2011 — 6 September: Tuesday

I was reading a rather silly piece online1 yesterday about new terms that have been trembling on the brink of acceptance (by which it seemed to mean that people using them — typically journalists, of course — no longer always added an explanation). I was surprised to see "BRIC" on the list having got used to seeing it deployed within IBM before I left in late 2006. Mind you, that was then the only place I ever saw the term. And I was only thinking of IBM because (smile) it's pension day.
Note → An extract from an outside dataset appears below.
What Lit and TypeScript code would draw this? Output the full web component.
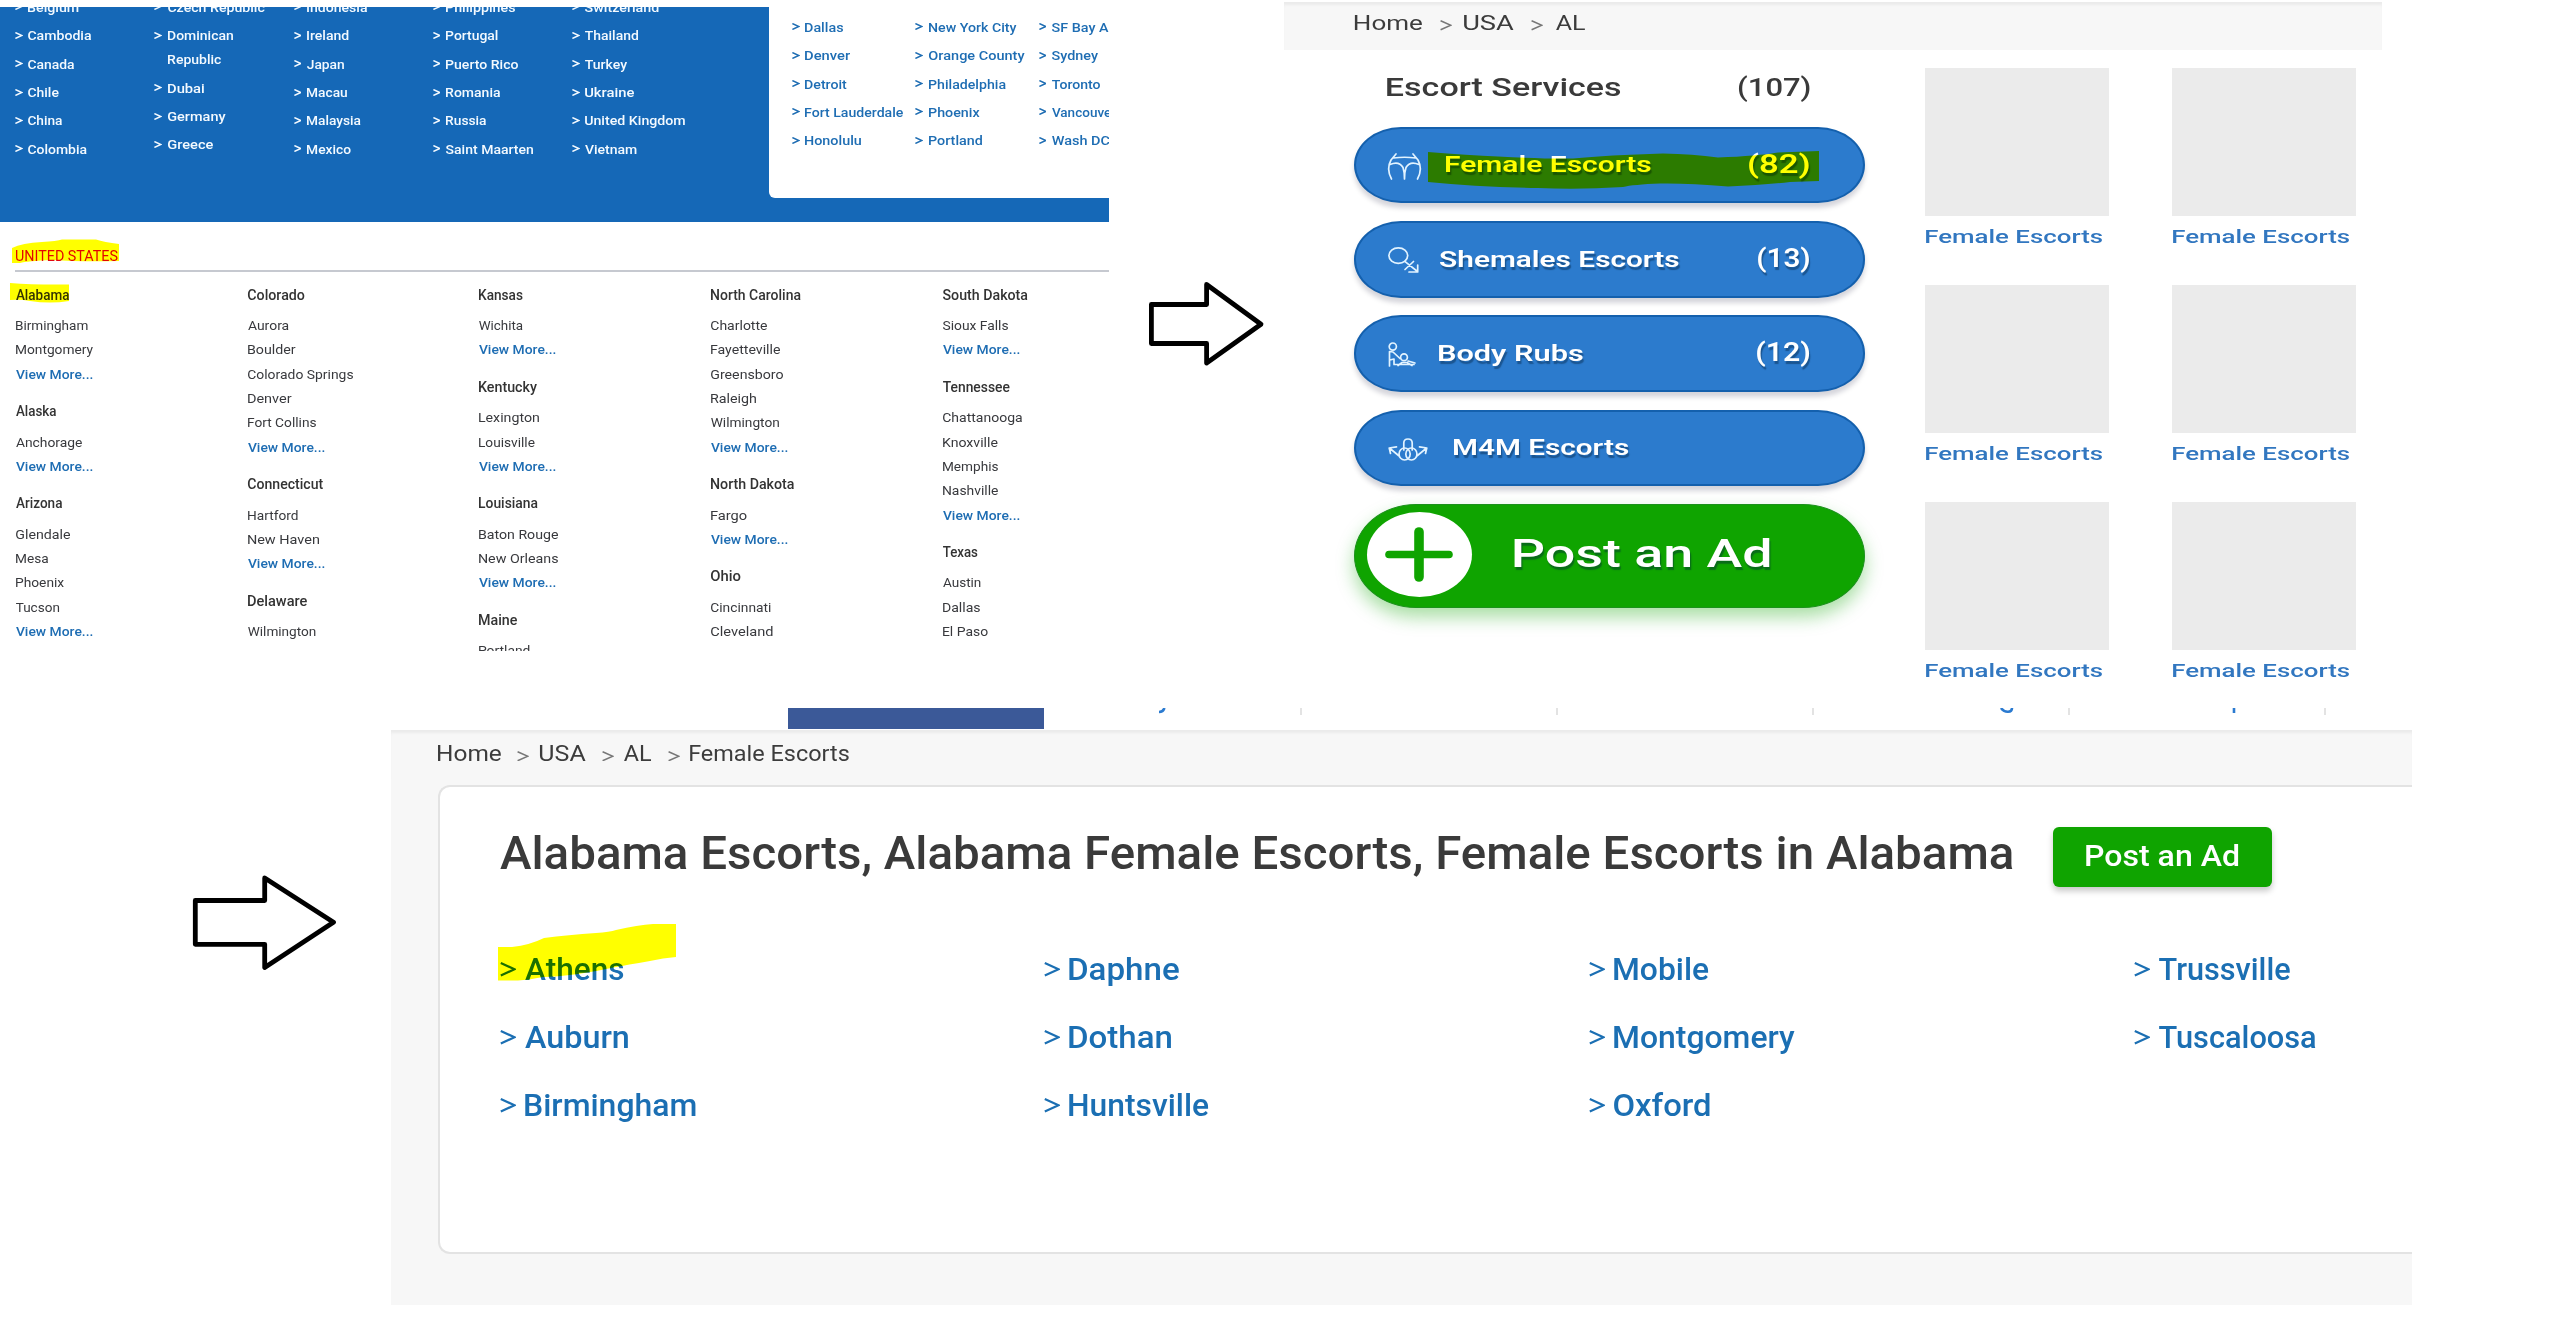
import { LitElement, html, css, svg, nothing } from "lit";
import { customElement, property, query } from "lit/decorators.js";
import { styleMap } from "lit/directives/style-map.js";

type Label = [text: string, width: number];

/** One run of text whose ink is stretched horizontally to a given width. */
@customElement("fit-text")
class FitText extends LitElement {
  @property() text = "";
  @property({ type: Number }) w = 0;
  @query("span") span!: HTMLSpanElement;

  static styles = css`
    :host { display: block; flex: none; white-space: nowrap; }
    span { display: inline-block; transform-origin: 0 50%; vertical-align: top; }
  `;

  updated() {
    // Measured at ten times the size, since glyph bounds come back rounded.
    const zoom = 10;
    const ctx = document.createElement("canvas").getContext("2d")!;
    const cs = getComputedStyle(this.span);
    ctx.font = `${cs.fontWeight} ${parseFloat(cs.fontSize) * zoom}px ${cs.fontFamily}`;
    const m = ctx.measureText(this.text);
    const left = m.actualBoundingBoxLeft / zoom;
    const scale = this.w / (left + m.actualBoundingBoxRight / zoom);
    this.style.width = `${this.w}px`;
    this.span.style.transform = `translateX(${left * scale}px) scaleX(${scale})`;
  }

  render() {
    return html`<span>${this.text}</span>`;
  }
}

const fit = ([text, width]: Label, cls = "") => html`<fit-text class=${cls} .text=${text} .w=${width}></fit-text>`;

const chevron = (cls: string) => html`
  <svg class="chev ${cls}" viewBox="0 0 16 14" preserveAspectRatio="none">
    <path d="M0.8 1 L14.5 7 L0.8 13" vector-effect="non-scaling-stroke" />
  </svg>`;

const countries: Label[][][] = [
  [[["Belgium", 50.5]], [["Cambodia", 63]], [["Canada", 46]], [["Chile", 30.5]], [["China", 34]], [["Colombia", 58.5]]],
  [[["Czech Republic", 96.5]], [["Dominican", 65], ["Republic", 53]], [["Dubai", 36]], [["Germany", 57.5]], [["Greece", 45]]],
  [[["Indonesia", 60]], [["Ireland", 41.5]], [["Japan", 37]], [["Macau", 40]], [["Malaysia", 53.5]], [["Mexico", 43.5]]],
  [[["Philippines", 69]], [["Portugal", 51.5]], [["Puerto Rico", 72]], [["Romania", 54]], [["Russia", 40]], [["Saint Maarten", 87]]],
  [[["Switzerland", 73.5]], [["Thailand", 53]], [["Turkey", 42]], [["Ukraine", 49]], [["United Kingdom", 100]], [["Vietnam", 51.5]]],
];

const topCities: Label[][][] = [
  [[["Dallas", 38]], [["Denver", 45]], [["Detroit", 41.5]], [["Fort Lauderdale", 98]], [["Honolulu", 56]]],
  [[["New York City", 87.5]], [["Orange County", 95.5]], [["Philadelphia", 76.5]], [["Phoenix", 50.5]], [["Portland", 53]]],
  [[["SF Bay A", 56.5]], [["Sydney", 46]], [["Toronto", 48]], [["Vancouver", 64]], [["Wash DC", 57.5]]],
];

interface Region { name: Label; cities: Label[]; more: boolean; }

const states: Region[][] = [
  [
    { name: ["Alabama", 53], cities: [["Birmingham", 71.5], ["Montgomery", 77]], more: true },
    { name: ["Alaska", 40], cities: [["Anchorage", 66]], more: true },
    { name: ["Arizona", 46], cities: [["Glendale", 54], ["Mesa", 32], ["Phoenix", 48], ["Tucson", 43]], more: true },
  ],
  [
    { name: ["Colorado", 56.5], cities: [["Aurora", 40.5], ["Boulder", 47.5], ["Colorado Springs", 105], ["Denver", 43.5], ["Fort Collins", 68]], more: true },
    { name: ["Connecticut", 75], cities: [["Hartford", 49.5], ["New Haven", 71]], more: true },
    { name: ["Delaware", 59], cities: [["Wilmington", 67.5]], more: true },
  ],
  [
    { name: ["Kansas", 43.5], cities: [["Wichita", 43.5]], more: true },
    { name: ["Kentucky", 58], cities: [["Lexington", 60], ["Louisville", 55.5]], more: true },
    { name: ["Louisiana", 58.5], cities: [["Baton Rouge", 79], ["New Orleans", 79]], more: true },
    { name: ["Maine", 38], cities: [["Portland", 50.5]], more: false },
  ],
  [
    { name: ["North Carolina", 89.5], cities: [["Charlotte", 56], ["Fayetteville", 69], ["Greensboro", 72], ["Raleigh", 45], ["Wilmington", 68]], more: true },
    { name: ["North Dakota", 83], cities: [["Fargo", 35.5]], more: true },
    { name: ["Ohio", 29.5], cities: [["Cincinnati", 59.5], ["Cleveland", 61.5]], more: false },
  ],
  [
    { name: ["South Dakota", 84.5], cities: [["Sioux Falls", 65]], more: true },
    { name: ["Tennessee", 66.5], cities: [["Chattanooga", 79], ["Knoxville", 54.5], ["Memphis", 55], ["Nashville", 55]], more: true },
    { name: ["Texas", 34.5], cities: [["Austin", 37.5], ["Dallas", 37], ["El Paso", 44.5]], more: false },
  ],
];

const iconFigure = svg`<path d="M8 1 L3 7 M25 1 L30 7 M5.5 5 Q16.5 3.5 27.5 5 M3 7 Q-2 16 3.5 26 M30 7 Q35 16 29.5 26 M2 11.5 Q11 7.5 15 14.5 Q16.5 19 16.5 26 Q16.5 19 18 14.5 Q22 7.5 31 11.5" />`;
const iconGenders = svg`<ellipse cx="10.3" cy="8.6" rx="9.4" ry="7.8" /><path d="M16.8 14.3 L29.5 24.5 M25.5 14.5 L17 22.5 M21 25 H29.7 V18" />`;
const iconMassage = svg`<circle cx="4.8" cy="3.6" r="3.6" /><path d="M1.5 23 V8.5 L5 9 L12 15.5 M1.8 17 L6 16 V21 M6 21.5 H26 M10 22.5 L14 19.5 L19 19.5 L24 22.5 M20 18 L27 20" /><circle cx="16" cy="14.2" r="3.4" />`;
const iconTrio = svg`<path d="M15.8 12 V5 Q15.8 1 20 1 Q24.2 1 24.2 5 V12" /><ellipse cx="16.6" cy="16" rx="5.6" ry="6" /><ellipse cx="23.4" cy="16" rx="5.6" ry="6" /><path d="M10.5 17.5 L2 10.5 M2.5 15.5 L1.2 10 L8.5 8.8 M29.5 17.5 L38 10.5 M37.5 15.5 L38.8 10 L31.5 8.8" />`;

const categories = [
  { label: ["Female Escorts", 204.5] as Label, count: ["(82)", 59.6] as Label, icon: iconFigure, iw: 33, ih: 27, slot: 57.6 },
  { label: ["Shemales Escorts", 238.5] as Label, count: ["(13)", 51] as Label, icon: iconGenders, iw: 31, ih: 26, slot: 52.2 },
  { label: ["Body Rubs", 143.5] as Label, count: ["(12)", 52] as Label, icon: iconMassage, iw: 28, ih: 24, slot: 51.3 },
  { label: ["M4M Escorts", 174] as Label, count: null, icon: iconTrio, iw: 40, ih: 23, slot: 65.8 },
];

const alabama: Label[] = [
  ["Athens", 98.5], ["Auburn", 103], ["Birmingham", 170.5],
  ["Daphne", 110], ["Dothan", 102], ["Huntsville", 139.5],
  ["Mobile", 94.5], ["Montgomery", 180.5], ["Oxford", 96],
  ["Trussville", 131], ["Tuscaloosa", 156.5],
];

@customElement("app-root")
class AppRoot extends LitElement {
  static styles = css`
    :host {
      display: block; width: 2564px; height: 1320px; overflow: hidden;
      background: #fff; font-family: Roboto, "Liberation Sans", sans-serif; color: #3a3a3a;
    }
    * { box-sizing: border-box; }
    svg { display: block; flex: none; fill: none; }
    .top { display: flex; align-items: flex-start; height: 707.5px; }
    .bottom { display: flex; align-items: flex-start; }
    .chev path { stroke: currentColor; }
    .mark { position: absolute; mix-blend-mode: multiply; fill: #ff0; }

    .arrow { stroke: #000; stroke-width: 4.8; stroke-linejoin: round; }
    .arrow.one { margin: 278px 0 0 39px; }
    .arrow.two { margin: 162px 0 0 192px; }

    /* directory */
    .directory { width: 1109px; height: 644px; margin-top: 7px; overflow: hidden; flex: none; }
    .blue { display: flex; height: 215px; background: #1568b7; color: #f4faff; }
    .countries { display: grid; grid-template-columns: repeat(5, 139.3px); width: 769px; padding-left: 15px; margin-top: -14.3px; font-size: 13.6px; font-weight: 500; flex: none; }
    .popular { display: grid; grid-template-columns: repeat(3, 123.4px); width: 340px; height: 191px; overflow: hidden; padding: 5.6px 0 0 23px; background: #fff; border-bottom-left-radius: 6px; color: #1e6db3; font-size: 13.6px; font-weight: 500; }
    .entry { display: flex; gap: 5.8px; padding: 2.2px 0; line-height: 24px; }
    .chev.small { width: 7.5px; height: 7px; margin-top: 8.5px; stroke-width: 1.4; }
    .us { position: relative; padding-left: 15px; }
    .us-title { padding: 22px 0 2px 1px; color: #e30613; font-size: 15px; line-height: 24px; }
    .mark.title { left: 12px; top: 16px; }
    .mark.alabama { left: 10px; top: 61px; }
    .rule { height: 2px; background: #c6c9d0; }
    .states { display: grid; grid-template-columns: repeat(5, 231.7px); padding: 10.8px 0 0 1px; line-height: 24.33px; font-size: 13.3px; color: #38393d; }
    .region { margin-bottom: 12.2px; }
    .region .name { margin-bottom: 7px; font-size: 14.2px; font-weight: 500; color: #333; }
    .more { color: #1e6db3; font-weight: 500; }

    /* categories */
    .category-page { width: 1098px; margin: 2px 0 0 18px; flex: none; }
    .crumbs { display: flex; align-items: center; background: #f7f7f7; color: #3c3c3c; box-shadow: inset 0 4px 3px -1px #ebebeb; }
    .crumbs .chev { width: 12px; height: 10.5px; margin: 4.6px 12.4px 0 18px; color: #777; stroke-width: 1.5; }
    .category-page .crumbs { height: 48px; padding: 0 0 5.8px 70.5px; font-size: 20.6px; }
    .category-body { display: flex; padding-left: 70px; }
    .side { width: 511px; display: flex; flex-direction: column; gap: 17.8px; }
    .side-head { display: flex; justify-content: space-between; align-items: center; height: 75.4px; padding: 0 55.4px 1px 33.4px; margin-bottom: -16.3px; font-size: 26.3px; font-weight: 500; }
    .pill { position: relative; display: flex; align-items: center; height: 76.5px; padding: 0 54px 0 32px; border: 2px solid #1460ad; border-radius: 47px / 38px; background: #2c7bcd; box-shadow: 0 5px 5px rgba(0, 0, 40, .17); color: #fff; font-size: 22.5px; font-weight: 600; }
    .pill fit-text, .post fit-text { text-shadow: 1px 2.5px 1px rgba(0, 30, 60, .42); }
    .pill fit-text { margin-bottom: 1.6px; }
    .pill .count { margin-left: auto; font-size: 25px; }
    .slot { padding-top: 2px; flex: none; }
    .slot svg { stroke: #e2f3ff; stroke-width: 1.7; stroke-linecap: round; stroke-linejoin: round; overflow: visible; }
    .mark.pill-mark { left: 72px; top: 21px; }
    .post { display: flex; align-items: center; height: 104.4px; padding-left: 12px; border: 1px solid #1c911c; border-radius: 62px / 52px; background: #0fa400; box-shadow: 0 9px 18px rgba(15, 164, 0, .36); color: #fff; font-size: 39.5px; font-weight: 500; }
    .disc { display: grid; place-items: center; width: 105px; height: 85px; margin: -3px 42.4px 0 0; border-radius: 50%; background: #fff; }
    .plus { stroke: #0fa400; stroke-linecap: round; margin-left: -1px; }
    .post fit-text { margin-top: -5px; }
    .gallery { display: grid; grid-template-columns: 184px 184px; grid-auto-rows: 216.9px; column-gap: 63px; margin: 18px 0 0 60px; color: #3277c0; font-size: 19px; font-weight: 500; line-height: 42px; }
    .tile { height: 148px; background: #ebebeb; }
    .gallery fit-text { margin-left: 1.2px; }

    /* city page */
    .city-page { width: 2021px; margin-left: 51px; flex: none; background: #f7f7f7; height: 597.5px; }
    .tabs { display: flex; height: 22px; background: #fff; padding-left: 397px; overflow: hidden; }
    .tab { width: 256px; height: 7px; border-right: 2px solid #e3e3e3; flex: none; }
    .tab.active { height: 21px; background: #3b5998; border: 0; margin-right: 2px; }
    .tab svg { stroke: #2a7ad0; stroke-width: 2.6; }
    .city-page .crumbs { height: 49px; padding: 0 0 1px 46.7px; font-size: 21.5px; }
    .city-page .crumbs .chev { margin: 4.6px 10.5px 0 16.6px; }
    .card { height: 468.5px; margin: 6.7px 0 0 46.6px; padding: 40px 0 0 60px; border: 2px solid #e3e3e3; border-right: 0; border-radius: 12px 0 0 12px; background: #fff; }
    .card-head { display: flex; align-items: center; height: 60px; gap: 41px; }
    .card-head .heading { margin-top: -7.6px; font-size: 46px; font-weight: 500; }
    .button { display: grid; place-items: center; width: 219px; height: 60px; padding-bottom: 3px; border-radius: 6px; background: #0fa400; box-shadow: 0 4px 6px rgba(0, 0, 0, .22); color: #fff; font-size: 29px; font-weight: 500; }
    .cities { position: relative; display: grid; grid-auto-flow: column; grid-template-rows: repeat(3, 68px); grid-template-columns: repeat(3, 544.7px) auto; margin-top: 48.2px; color: #1b6fb3; font-size: 30.5px; font-weight: 500; }
    .city { display: flex; align-items: center; gap: 9px; }
    .city .chev { width: 16px; height: 14.5px; stroke-width: 2.2; }
    .mark.athens { left: -2px; top: -12px; }
  `;

  entry(lines: Label[]) {
    return html`<div class="entry">${chevron("small")}<div>${lines.map((l) => fit(l))}</div></div>`;
  }

  crumbs(items: Label[]) {
    return html`<div class="crumbs">${items.map((l, i) => html`${i ? chevron("") : nothing}${fit(l)}`)}</div>`;
  }

  directory() {
    return html`<section class="directory">
      <div class="blue">
        <div class="countries">${countries.map((c) => html`<div>${c.map((e) => this.entry(e))}</div>`)}</div>
        <div class="popular">${topCities.map((c) => html`<div>${c.map((e) => this.entry(e))}</div>`)}</div>
      </div>
      <div class="us">
        <div class="us-title">${fit(["UNITED STATES", 101.5])}</div>
        <div class="rule"></div>
        <div class="states">
          ${states.map((col) => html`<div>${col.map((r) => html`<div class="region">
            ${fit(r.name, "name")}
            ${r.cities.map((c) => fit(c))}
            ${r.more ? fit(["View More...", 76.5], "more") : nothing}
          </div>`)}</div>`)}
        </div>
        <svg class="mark title" width="108" height="26" viewBox="0 0 108 26"><path d="M0 10 Q10 5 30 4 Q45 3 50 1.5 H84 Q92 4 107 6 V23 Q70 24 40 22 Q15 23 8 25 H0 Z" /></svg>
        <svg class="mark alabama" width="60" height="21" viewBox="0 0 60 21"><path d="M0 0 Q25 2 59 1.5 V18 Q40 21 20 18 Q10 16 0 17 Z" /></svg>
      </div>
    </section>`;
  }

  categoryPage() {
    return html`<section class="category-page">
      ${this.crumbs([["Home", 67], ["USA", 49.5], ["AL", 29]])}
      <div class="category-body">
        <div class="side">
          <div class="side-head">${fit(["Escort Services", 233.6])}${fit(["(107)", 70.8])}</div>
          ${categories.map((c, i) => html`<div class="pill">
            <div class="slot" style=${styleMap({ width: `${c.slot}px` })}>
              <svg width=${c.iw} height=${c.ih} viewBox="0 0 ${c.iw} ${c.ih}">${c.icon}</svg>
            </div>
            ${fit(c.label)}
            ${c.count ? fit(c.count, "count") : nothing}
            ${i === 0 ? html`<svg class="mark pill-mark" width="391" height="40" viewBox="0 0 391 40">
              <path d="M0 2 Q40 5 70 6.5 Q115 9 145 8.5 Q180 5 235 3.5 Q265 4 290 7.5 Q330 6 350 2.5 L391 1 V31 L362 32 Q335 35 300 36.5 Q260 33 232 33.5 Q205 34.5 195 37 Q150 40 110 38 Q50 37 0 32 Z" /></svg>` : nothing}
          </div>`)}
          <div class="post">
            <div class="disc"><svg class="plus" width="68" height="55" viewBox="0 0 68 55">
              <path stroke-width="7.6" d="M4 27.5 H64" /><path stroke-width="9.6" d="M34 5 V50" /></svg></div>
            ${fit(["Post an Ad", 256])}
          </div>
        </div>
        <div class="gallery">
          ${[0, 1, 2, 3, 4, 5].map(() => html`<div><div class="tile"></div>${fit(["Female Escorts", 176])}</div>`)}
        </div>
      </div>
    </section>`;
  }

  cityPage() {
    return html`<section class="city-page">
      <div class="tabs">
        <div class="tab active"></div>
        <div class="tab"><svg width="254" height="7"><path d="M118.5 0 Q117 4 113 4" /></svg></div>
        <div class="tab"></div>
        <div class="tab"></div>
        <div class="tab"><svg width="254" height="7"><path d="M187 0 Q190 4 194 3.8 Q198 3.5 198 0" /></svg></div>
        <div class="tab"><svg width="254" height="7"><path d="M164 0 V5" /></svg></div>
      </div>
      ${this.crumbs([["Home", 63], ["USA", 45.5], ["AL", 27], ["Female Escorts", 158.7]])}
      <div class="card">
        <div class="card-head">
          ${fit(["Alabama Escorts, Alabama Female Escorts, Female Escorts in Alabama", 1512.5], "heading")}
          <div class="button">${fit(["Post an Ad", 152.5])}</div>
        </div>
        <div class="cities">
          ${alabama.map((c) => html`<div class="city">${chevron("")}${fit(c)}</div>`)}
          <svg class="mark athens" width="179" height="58" viewBox="0 0 179 58"><path d="M0 24 H14 Q32 22 46 15 Q70 12 98 10 Q112 9 118 7 Q140 2 155 1 H178 V34 Q165 35 152 38 Q128 42 118 44 Q100 48 80 51 Q58 54 45 54 Q30 57 20 57.5 H0 Z" /></svg>
        </div>
      </div>
    </section>`;
  }

  render() {
    return html`
      <div class="top">
        ${this.directory()}
        <svg class="arrow one" width="118" height="92" viewBox="1148 278 118 92"><path d="M1151.4 304.5 H1206.6 V284.5 L1261 324.3 L1206.6 363 V343.5 H1151.4 Z" /></svg>
        ${this.categoryPage()}
      </div>
      <div class="bottom">
        <svg class="arrow two" width="148" height="105" viewBox="192 870 148 105"><path d="M195.3 900.5 H264.7 V878 L333.5 922.3 L264.7 967.5 V944.3 H195.3 Z" /></svg>
        ${this.cityPage()}
      </div>`;
  }
}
Judging by the windy stuff, the rainy stuff, and the two green garden waste collection bags that have already ended up on my drive this morning, we made the wiser choice of day for walking yesterday... But I shall be venturing out, clutching a 60MB XML file, to see what incantations can be woven over it by Brian. Not before some breakfast, however. It's 09:36.

Snakes in a PC!

I'm impressed, so far, by the apparent ease with which Brian can charm this snake and make it do data tricks.

Python

He had already written an XML parser to take the output XML exported from his data on DVD Profiler and extract a subset to hold on a Memento database on his Android phone. Then he can quickly and easily check, while at one of his regular car boot sales, if he already has a copy of a DVD.2 He's kindly adapted the parser to work through my own DVD data and generate an output ASCII tab-separated file that (with just a little further polishing) will meet my not very exacting requirements for 'molehole' purposes. The fun starts when he attempts the more difficult task of fitting back into the XML data the four-character code that I use to define the physical location of a given DVD within one of my CaseLogic folders.

If he succeeds, we can then import it back into my own DVD Profiler database without me having to type in another 14,000 or so laborious keystrokes.

"Why," you might reasonably ask "didn't you do this while you were populating the database in the first place?" Well, partly to avoid the work, and partly because I hadn't found out which buried field held this data because I was using the default template rather than the one we discovered today that reveals all data entry fields.

That's the wonderful thing about hindsight, isn't it? Works every time.

  

Footnotes

1  It does happen from time to time.
2  I had to be careful not to smile when, during the course of some of today's hacking shenanigans, he was mortified to discover that he has two copies of "Under suspicion" in his collection, at least in his PC's opinion.